Grouping data is a fundamental concept in database management that allows you to aggregate values across multiple records. It’s a powerful way to extract meaning from data by summarizing it into significant groups. In PostgreSQL, this is achieved using the GROUP BY clause, which is a key component of the SQL language. A proper understanding of GROUP BY is essential for anyone looking to report on or analyze data in a relational database. With GROUP BY, you can calculate sums, averages, counts, and other aggregated data within your grouped sets. This capability makes it an indispensable tool for creating reports, dashboards, and analytics.
Understanding the Basics of GROUP BY
The GROUP BY clause is used in a SELECT statement to arrange identical data into groups. This is particularly useful in combination with aggregate functions like COUNT(), SUM(), AVG(), MAX(), and MIN(). For GROUP BY to function correctly, it typically appears alongside these functions to provide a clear representation of the aggregated data.
Let’s explore a basic example. Suppose you have a sales table with columns for the salesperson, the date of sale, and the amount. If you wanted to know the total sales each salesperson made, you would use GROUP BY to group the rows based on the salesperson identifier and then SUM up their respective sales.
sql
SELECT salesperson, SUM(amount)
FROM sales
GROUP BY salesperson;
*Output example:
salesperson | sum
-------------+------
John Doe | 5000
Jane Smith | 7500
Mark Ray | 4200
Emma Jones | 6200
Advanced Grouping with Multiple Columns
You can also group by more than one column. This allows for multi-dimensional aggregation which can be highly informative.
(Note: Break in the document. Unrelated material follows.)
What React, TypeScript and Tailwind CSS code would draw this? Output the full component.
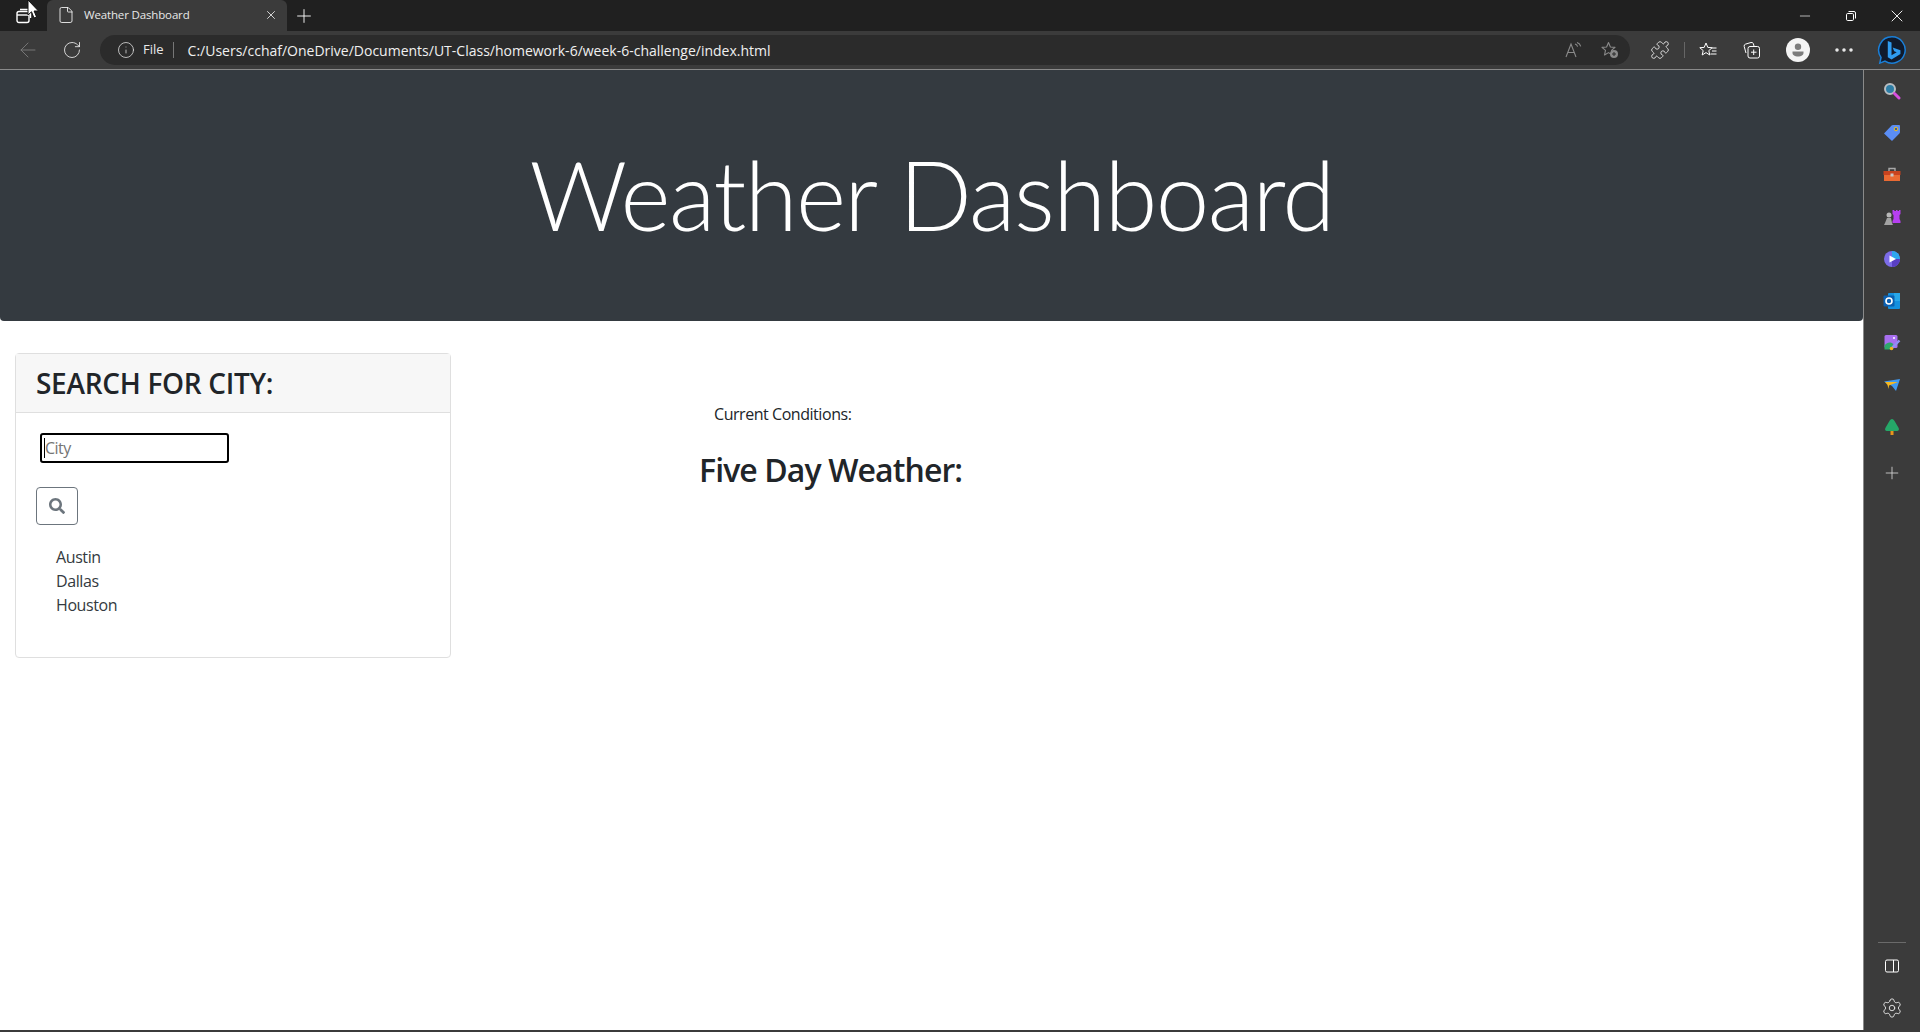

For example, if you wanted to see the total sales by each salesperson broken down by months, you could include both the salesperson and the date (with the month extracted) in the GROUP BY clause.
sql
SELECT salesperson, EXTRACT(MONTH FROM date_of_sale) AS month, SUM(amount)
FROM sales
GROUP BY salesperson, month;
*Output example:
salesperson | month | sum
-------------+-------+------
John Doe | 1 | 2000
Jane Smith | 1 | 3000
Mark Ray | 1 | 1200
Emma Jones | 1 | 1600
John Doe | 2 | 3000
Jane Smith | 2 | 4500
...(additional rows may follow)...
Handling GROUP BY with ROLLUP
PostgreSQL provides the ROLLUP operator which can generate multiple grouping sets including subtotals and grand totals. This is invaluable when creating complex reports that require hierarchical aggregation.
sql
SELECT salesperson, EXTRACT(MONTH FROM date_of_sale) AS month, SUM(amount) as total_sales
FROM sales
GROUP BY ROLLUP (salesperson, month);
With this query, you get subtotals for each salesperson across all months, as well as a grand total for all sales.
Filtering Groups with HAVING
Another important aspect of grouping is filtering groups based on the results of an aggregate function. This is where the HAVING clause comes into play. Unlike the WHERE clause that filters rows, the HAVING clause can filter groups based on the results of aggregate calculations.
sql
SELECT salesperson, SUM(amount) AS total_sales
FROM sales
GROUP BY salesperson
HAVING SUM(amount) > 5000;
This query will return only those salespeople whose total sales exceed 5000, effectively filtering the aggregate data.
Dealing with NULL Values
When using GROUP BY, PostgreSQL will treat NULL values as a separate group. This can affect the outcome of your reports, and it’s crucial to decide how you want to handle these cases – whether to include or exclude them or to substitute them with a placeholder value using COALESCE or a similar function.
Common Pitfalls
One common mistake with GROUP BY is attempting to include columns in the SELECT clause that are not part of the aggregate function and are not included in the GROUP BY clause. PostgreSQL will raise an error if you do this, as the request does not make sense in the context of grouped data.
Performance Considerations
Grouping can be resource-intensive, especially as the volume of data grows. It’s important to pay attention to performance. Proper indexing, query optimization, and understanding the EXPLAIN plan are crucial for maintaining acceptable performance when working with large datasets and complex GROUP BY statements.
Examples in Practice
To solidify the concept further, let’s see a few practical examples of PostgreSQL GROUP BY in action.
Example 1: Finding the maximum sale per salesperson.
sql
SELECT salesperson, MAX(amount) AS max_sale
FROM sales
GROUP BY salesperson;
Example 2: Counting the number of sales transactions per salesperson that are above a certain amount.
sql
SELECT salesperson, COUNT(amount) AS high_value_sales_count
FROM sales
WHERE amount > 1000
GROUP BY salesperson;
Conclusion
Mastering the GROUP BY clause in PostgreSQL opens up vast possibilities for data analysis and reporting. It’s integral to making sense of aggregate data and is a fundamental skill for any database professional. With an understanding of how to effectively group, filter, and aggregate data, you’ll be well-equipped to unlock the full potential of your data stores and generate meaningful insights from them.